Quand l’esprit d’un enfant commence à s’ouvrir, c’est alors qu’il faut faire couler doucement dans son âme les enseignements et les instructions. Il ne faut pas le gronder par caprice, ni le punir pour des fautes légères ; il faut ménager sa faiblesse, et s’accommoder à la portée de sa raison, qui n’est pas encore développée : songez qu’il est semblable à un bouton de fleur encore tendre, à qui l’on doit donner le loisir d’éclore ; après quoi la fleur se montre et s’épanouit.

Trop d’attention sur la santé des enfants est un autre excès, où tombent plusieurs parents. Un jeune enfant a-t-il la moindre indisposition, on l’accable aussitôt de remèdes et de cordiaux ; et l’on ne fait pas réflexion qu’on ruine son tempérament, qu’on le rend valétudinaire, et qu’on abrège ses jours.

Dans une famille nombreuse arrive un temps où il faut séparer les ménages.
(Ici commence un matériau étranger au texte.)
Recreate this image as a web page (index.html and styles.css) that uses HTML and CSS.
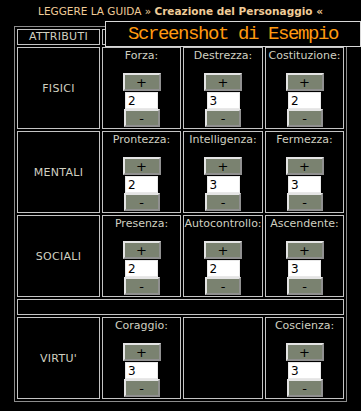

Anciennement le célèbre Tchang a vu dans sa maison ses enfants et ses petits-fils jusqu’à la neuvième génération, qui vivaient tous ensemble dans la plus parfaite union : on en parle encore maintenant avec admiration ; mais je doute fort qu’il se trouve de notre temps des gens capables, comme le vertueux Tchang, d’entretenir la paix domestique par l’exemple de leur douceur et de leur patience.

Quand il arrive que les enfants ont chacun leur famille, il faut bien en venir à une séparation ; mais il ne faut pas la faire ni trop tôt, ni trop tard : elle serait également dangereuse, si elle était ou trop prompte ou trop tardive : quand on la fait trop tôt, il est à craindre que de jeunes gens sans expérience, ne connaissant pas la fragilité de la bonne fortune, ni les peines de la mauvaise, ne mènent une vie oisive, ne deviennent des dissipateurs, et enfin ne se ruinent entièrement.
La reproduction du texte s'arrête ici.